***** Records *****
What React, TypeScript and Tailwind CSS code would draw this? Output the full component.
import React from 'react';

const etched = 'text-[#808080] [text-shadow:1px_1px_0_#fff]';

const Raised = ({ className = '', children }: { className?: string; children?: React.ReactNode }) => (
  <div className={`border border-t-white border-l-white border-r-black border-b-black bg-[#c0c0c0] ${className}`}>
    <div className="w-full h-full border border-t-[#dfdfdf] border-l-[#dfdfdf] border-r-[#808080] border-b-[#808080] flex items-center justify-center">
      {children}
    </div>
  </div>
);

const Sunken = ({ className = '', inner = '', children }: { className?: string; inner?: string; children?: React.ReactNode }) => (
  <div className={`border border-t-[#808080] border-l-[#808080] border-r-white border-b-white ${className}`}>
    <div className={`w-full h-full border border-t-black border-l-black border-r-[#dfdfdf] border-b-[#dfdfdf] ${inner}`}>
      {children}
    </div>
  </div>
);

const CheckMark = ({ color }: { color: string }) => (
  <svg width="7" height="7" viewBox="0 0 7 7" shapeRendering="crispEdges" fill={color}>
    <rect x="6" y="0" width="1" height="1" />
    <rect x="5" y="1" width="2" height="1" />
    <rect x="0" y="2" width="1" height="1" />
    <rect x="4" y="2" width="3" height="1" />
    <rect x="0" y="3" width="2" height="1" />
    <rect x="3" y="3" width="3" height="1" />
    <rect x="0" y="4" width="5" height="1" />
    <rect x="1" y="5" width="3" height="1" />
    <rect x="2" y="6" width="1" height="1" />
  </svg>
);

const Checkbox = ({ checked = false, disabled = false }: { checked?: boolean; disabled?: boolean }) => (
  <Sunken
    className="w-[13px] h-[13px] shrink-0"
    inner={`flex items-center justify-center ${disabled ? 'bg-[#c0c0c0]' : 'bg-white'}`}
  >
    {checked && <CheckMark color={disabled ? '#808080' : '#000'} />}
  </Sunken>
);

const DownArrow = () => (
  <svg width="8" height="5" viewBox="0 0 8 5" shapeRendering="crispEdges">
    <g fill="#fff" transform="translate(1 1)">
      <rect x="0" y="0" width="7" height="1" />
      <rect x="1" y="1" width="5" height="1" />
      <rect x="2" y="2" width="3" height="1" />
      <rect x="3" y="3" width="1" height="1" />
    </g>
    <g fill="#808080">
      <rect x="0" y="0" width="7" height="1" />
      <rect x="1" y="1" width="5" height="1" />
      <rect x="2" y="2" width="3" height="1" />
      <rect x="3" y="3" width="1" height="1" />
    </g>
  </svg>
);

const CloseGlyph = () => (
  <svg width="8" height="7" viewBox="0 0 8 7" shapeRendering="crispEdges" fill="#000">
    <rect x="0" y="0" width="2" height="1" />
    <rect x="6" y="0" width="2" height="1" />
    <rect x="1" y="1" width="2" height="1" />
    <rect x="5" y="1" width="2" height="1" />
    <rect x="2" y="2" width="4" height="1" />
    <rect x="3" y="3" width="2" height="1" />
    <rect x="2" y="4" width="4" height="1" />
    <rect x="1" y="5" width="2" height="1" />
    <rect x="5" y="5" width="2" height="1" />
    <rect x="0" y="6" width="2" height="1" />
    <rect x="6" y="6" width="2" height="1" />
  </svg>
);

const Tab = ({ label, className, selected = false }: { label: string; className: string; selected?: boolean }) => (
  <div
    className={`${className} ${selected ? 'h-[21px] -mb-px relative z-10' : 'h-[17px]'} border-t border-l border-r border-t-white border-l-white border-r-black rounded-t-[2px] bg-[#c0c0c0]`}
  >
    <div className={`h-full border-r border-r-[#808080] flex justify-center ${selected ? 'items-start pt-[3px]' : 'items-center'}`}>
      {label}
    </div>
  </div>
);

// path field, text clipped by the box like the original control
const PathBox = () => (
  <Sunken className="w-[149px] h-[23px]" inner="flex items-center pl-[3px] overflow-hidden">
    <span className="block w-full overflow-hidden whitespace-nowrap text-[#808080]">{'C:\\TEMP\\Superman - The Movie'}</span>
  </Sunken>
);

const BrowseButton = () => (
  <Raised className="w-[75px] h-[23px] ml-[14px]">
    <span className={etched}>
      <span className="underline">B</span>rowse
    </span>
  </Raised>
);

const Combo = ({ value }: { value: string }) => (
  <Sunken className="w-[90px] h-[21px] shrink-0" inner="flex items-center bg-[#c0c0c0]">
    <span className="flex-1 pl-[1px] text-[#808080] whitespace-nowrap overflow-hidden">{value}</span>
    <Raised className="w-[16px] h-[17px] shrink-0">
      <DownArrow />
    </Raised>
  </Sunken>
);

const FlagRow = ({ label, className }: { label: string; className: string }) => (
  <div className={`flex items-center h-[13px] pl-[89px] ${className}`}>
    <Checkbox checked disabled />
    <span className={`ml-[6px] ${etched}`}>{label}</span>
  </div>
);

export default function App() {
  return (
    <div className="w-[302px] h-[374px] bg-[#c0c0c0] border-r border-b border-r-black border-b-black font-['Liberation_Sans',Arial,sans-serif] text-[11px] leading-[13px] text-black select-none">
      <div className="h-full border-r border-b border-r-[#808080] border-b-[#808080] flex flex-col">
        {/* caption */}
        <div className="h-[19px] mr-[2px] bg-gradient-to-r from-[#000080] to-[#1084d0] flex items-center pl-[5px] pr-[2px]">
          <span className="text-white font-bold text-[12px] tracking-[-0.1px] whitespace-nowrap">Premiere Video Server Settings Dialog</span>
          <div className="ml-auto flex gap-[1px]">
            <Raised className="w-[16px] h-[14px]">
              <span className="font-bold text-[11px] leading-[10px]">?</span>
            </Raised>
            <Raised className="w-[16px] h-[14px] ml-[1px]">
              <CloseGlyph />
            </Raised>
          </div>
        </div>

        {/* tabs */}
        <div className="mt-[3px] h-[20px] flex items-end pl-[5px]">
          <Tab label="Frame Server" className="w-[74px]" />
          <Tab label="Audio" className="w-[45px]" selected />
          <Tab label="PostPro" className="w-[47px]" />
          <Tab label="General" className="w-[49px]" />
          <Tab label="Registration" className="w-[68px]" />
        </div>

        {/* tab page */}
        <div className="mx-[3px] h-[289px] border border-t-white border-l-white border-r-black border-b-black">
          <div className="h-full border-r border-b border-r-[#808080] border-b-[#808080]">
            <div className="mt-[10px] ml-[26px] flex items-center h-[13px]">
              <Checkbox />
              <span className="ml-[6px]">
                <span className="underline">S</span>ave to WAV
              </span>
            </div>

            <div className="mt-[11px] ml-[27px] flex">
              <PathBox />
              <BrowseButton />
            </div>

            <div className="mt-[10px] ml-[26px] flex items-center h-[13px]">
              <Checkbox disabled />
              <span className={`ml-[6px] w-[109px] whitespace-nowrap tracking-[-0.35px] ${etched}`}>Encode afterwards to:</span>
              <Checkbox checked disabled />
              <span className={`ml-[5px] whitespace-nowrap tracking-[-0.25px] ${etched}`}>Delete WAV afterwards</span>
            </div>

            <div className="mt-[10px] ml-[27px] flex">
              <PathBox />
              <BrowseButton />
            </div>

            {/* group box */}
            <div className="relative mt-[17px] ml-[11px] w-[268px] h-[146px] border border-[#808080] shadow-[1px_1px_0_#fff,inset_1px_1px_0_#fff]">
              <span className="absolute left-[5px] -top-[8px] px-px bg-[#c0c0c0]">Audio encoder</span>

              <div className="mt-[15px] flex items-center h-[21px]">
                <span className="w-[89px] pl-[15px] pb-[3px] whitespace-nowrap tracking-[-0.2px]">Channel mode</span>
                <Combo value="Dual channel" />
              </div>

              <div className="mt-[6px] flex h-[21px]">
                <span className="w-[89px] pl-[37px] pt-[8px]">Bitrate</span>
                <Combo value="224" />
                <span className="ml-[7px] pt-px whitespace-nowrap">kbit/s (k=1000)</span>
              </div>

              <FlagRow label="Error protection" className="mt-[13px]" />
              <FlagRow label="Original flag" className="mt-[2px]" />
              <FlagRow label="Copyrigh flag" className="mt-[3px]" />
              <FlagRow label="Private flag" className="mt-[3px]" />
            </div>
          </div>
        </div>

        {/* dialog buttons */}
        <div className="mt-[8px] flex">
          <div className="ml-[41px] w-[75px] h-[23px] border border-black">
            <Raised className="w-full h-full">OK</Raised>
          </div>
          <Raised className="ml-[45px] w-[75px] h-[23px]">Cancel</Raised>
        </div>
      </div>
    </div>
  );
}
*****
***** Records *****
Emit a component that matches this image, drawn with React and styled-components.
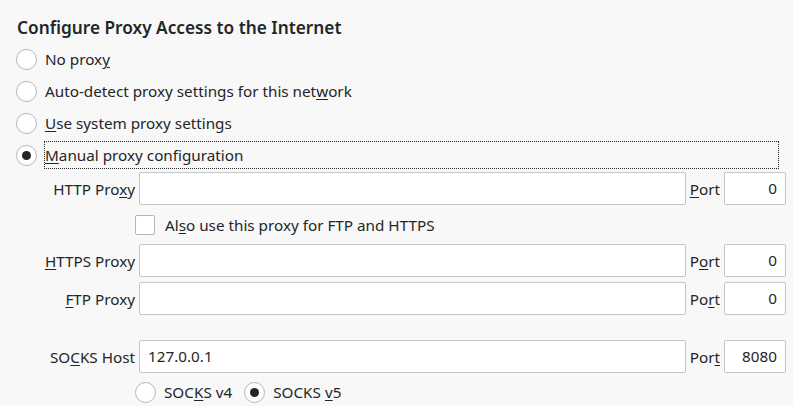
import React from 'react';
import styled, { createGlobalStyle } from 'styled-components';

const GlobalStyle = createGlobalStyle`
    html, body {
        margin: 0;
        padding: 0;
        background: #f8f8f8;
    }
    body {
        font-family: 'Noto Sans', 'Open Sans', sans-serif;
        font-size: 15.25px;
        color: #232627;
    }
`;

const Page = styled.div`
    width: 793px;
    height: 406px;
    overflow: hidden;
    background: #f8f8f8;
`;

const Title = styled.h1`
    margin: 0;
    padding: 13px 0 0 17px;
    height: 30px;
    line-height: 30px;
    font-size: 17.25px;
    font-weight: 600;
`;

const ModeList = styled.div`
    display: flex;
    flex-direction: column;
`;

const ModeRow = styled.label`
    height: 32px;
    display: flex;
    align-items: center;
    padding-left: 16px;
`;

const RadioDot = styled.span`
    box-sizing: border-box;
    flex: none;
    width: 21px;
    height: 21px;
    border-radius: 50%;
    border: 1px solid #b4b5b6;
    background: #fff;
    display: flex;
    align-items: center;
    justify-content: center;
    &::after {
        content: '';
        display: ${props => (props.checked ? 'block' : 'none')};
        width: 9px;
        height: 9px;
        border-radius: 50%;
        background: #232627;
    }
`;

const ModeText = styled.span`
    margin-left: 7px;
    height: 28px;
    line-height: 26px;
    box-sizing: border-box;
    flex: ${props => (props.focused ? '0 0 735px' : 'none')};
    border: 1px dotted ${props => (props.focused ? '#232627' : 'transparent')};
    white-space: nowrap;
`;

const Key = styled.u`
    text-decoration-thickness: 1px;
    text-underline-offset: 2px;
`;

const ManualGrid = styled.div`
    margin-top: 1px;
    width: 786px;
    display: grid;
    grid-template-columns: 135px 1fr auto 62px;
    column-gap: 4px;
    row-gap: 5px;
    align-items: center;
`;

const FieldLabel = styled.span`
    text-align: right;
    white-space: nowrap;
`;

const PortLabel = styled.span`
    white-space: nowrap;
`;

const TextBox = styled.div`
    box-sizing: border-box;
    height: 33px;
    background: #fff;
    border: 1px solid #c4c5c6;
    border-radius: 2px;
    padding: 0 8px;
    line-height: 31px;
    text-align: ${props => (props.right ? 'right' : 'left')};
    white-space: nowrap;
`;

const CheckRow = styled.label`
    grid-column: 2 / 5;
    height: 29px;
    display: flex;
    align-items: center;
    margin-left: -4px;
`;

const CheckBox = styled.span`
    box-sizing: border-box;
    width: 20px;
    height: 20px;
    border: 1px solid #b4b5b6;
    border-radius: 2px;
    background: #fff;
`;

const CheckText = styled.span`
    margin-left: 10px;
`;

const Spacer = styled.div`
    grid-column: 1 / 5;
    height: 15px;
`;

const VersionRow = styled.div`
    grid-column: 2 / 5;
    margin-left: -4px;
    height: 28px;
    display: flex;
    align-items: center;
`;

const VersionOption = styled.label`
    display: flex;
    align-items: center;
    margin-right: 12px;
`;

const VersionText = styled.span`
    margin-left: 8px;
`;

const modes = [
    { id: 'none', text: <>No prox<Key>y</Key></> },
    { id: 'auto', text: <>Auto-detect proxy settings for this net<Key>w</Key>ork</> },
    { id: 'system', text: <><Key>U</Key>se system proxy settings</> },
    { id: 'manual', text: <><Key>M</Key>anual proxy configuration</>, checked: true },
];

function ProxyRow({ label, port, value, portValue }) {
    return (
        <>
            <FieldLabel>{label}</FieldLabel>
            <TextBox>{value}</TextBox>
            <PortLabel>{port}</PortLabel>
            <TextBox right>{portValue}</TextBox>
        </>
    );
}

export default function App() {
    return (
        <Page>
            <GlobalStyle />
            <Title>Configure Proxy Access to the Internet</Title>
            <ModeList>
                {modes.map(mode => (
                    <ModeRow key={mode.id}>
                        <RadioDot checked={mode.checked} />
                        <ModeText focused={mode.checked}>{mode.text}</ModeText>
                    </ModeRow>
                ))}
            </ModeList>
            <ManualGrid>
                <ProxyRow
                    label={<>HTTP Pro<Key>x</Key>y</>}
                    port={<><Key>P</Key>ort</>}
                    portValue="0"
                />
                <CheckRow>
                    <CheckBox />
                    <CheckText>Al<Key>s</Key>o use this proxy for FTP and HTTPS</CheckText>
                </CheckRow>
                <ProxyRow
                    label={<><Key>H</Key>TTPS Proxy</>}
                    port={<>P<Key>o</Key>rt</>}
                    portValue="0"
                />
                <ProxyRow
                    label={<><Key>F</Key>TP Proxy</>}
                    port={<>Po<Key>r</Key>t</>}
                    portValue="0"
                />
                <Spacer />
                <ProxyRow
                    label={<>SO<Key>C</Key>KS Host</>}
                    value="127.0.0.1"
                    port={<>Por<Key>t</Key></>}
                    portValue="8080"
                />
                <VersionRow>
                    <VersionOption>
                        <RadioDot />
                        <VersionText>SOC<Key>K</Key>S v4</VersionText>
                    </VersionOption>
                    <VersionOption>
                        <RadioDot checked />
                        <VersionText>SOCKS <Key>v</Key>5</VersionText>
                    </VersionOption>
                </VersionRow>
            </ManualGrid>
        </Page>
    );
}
*****
### What to do:
Look through the material above and pick out each line holding the word "full".

### Completed task:
What React, TypeScript and Tailwind CSS code would draw this? Output the full component.
    <div className="w-full h-full border border-t-[#dfdfdf] border-l-[#dfdfdf] border-r-[#808080] border-b-[#808080] flex items-center justify-center">
    <div className={`w-full h-full border border-t-black border-l-black border-r-[#dfdfdf] border-b-[#dfdfdf] ${inner}`}>
    <div className={`h-full border-r border-r-[#808080] flex justify-center ${selected ? 'items-start pt-[3px]' : 'items-center'}`}>
    <span className="block w-full overflow-hidden whitespace-nowrap text-[#808080]">{'C:\\TEMP\\Superman - The Movie'}</span>
      <div className="h-full border-r border-b border-r-[#808080] border-b-[#808080] flex flex-col">
          <div className="h-full border-r border-b border-r-[#808080] border-b-[#808080]">
            <Raised className="w-full h-full">OK</Raised>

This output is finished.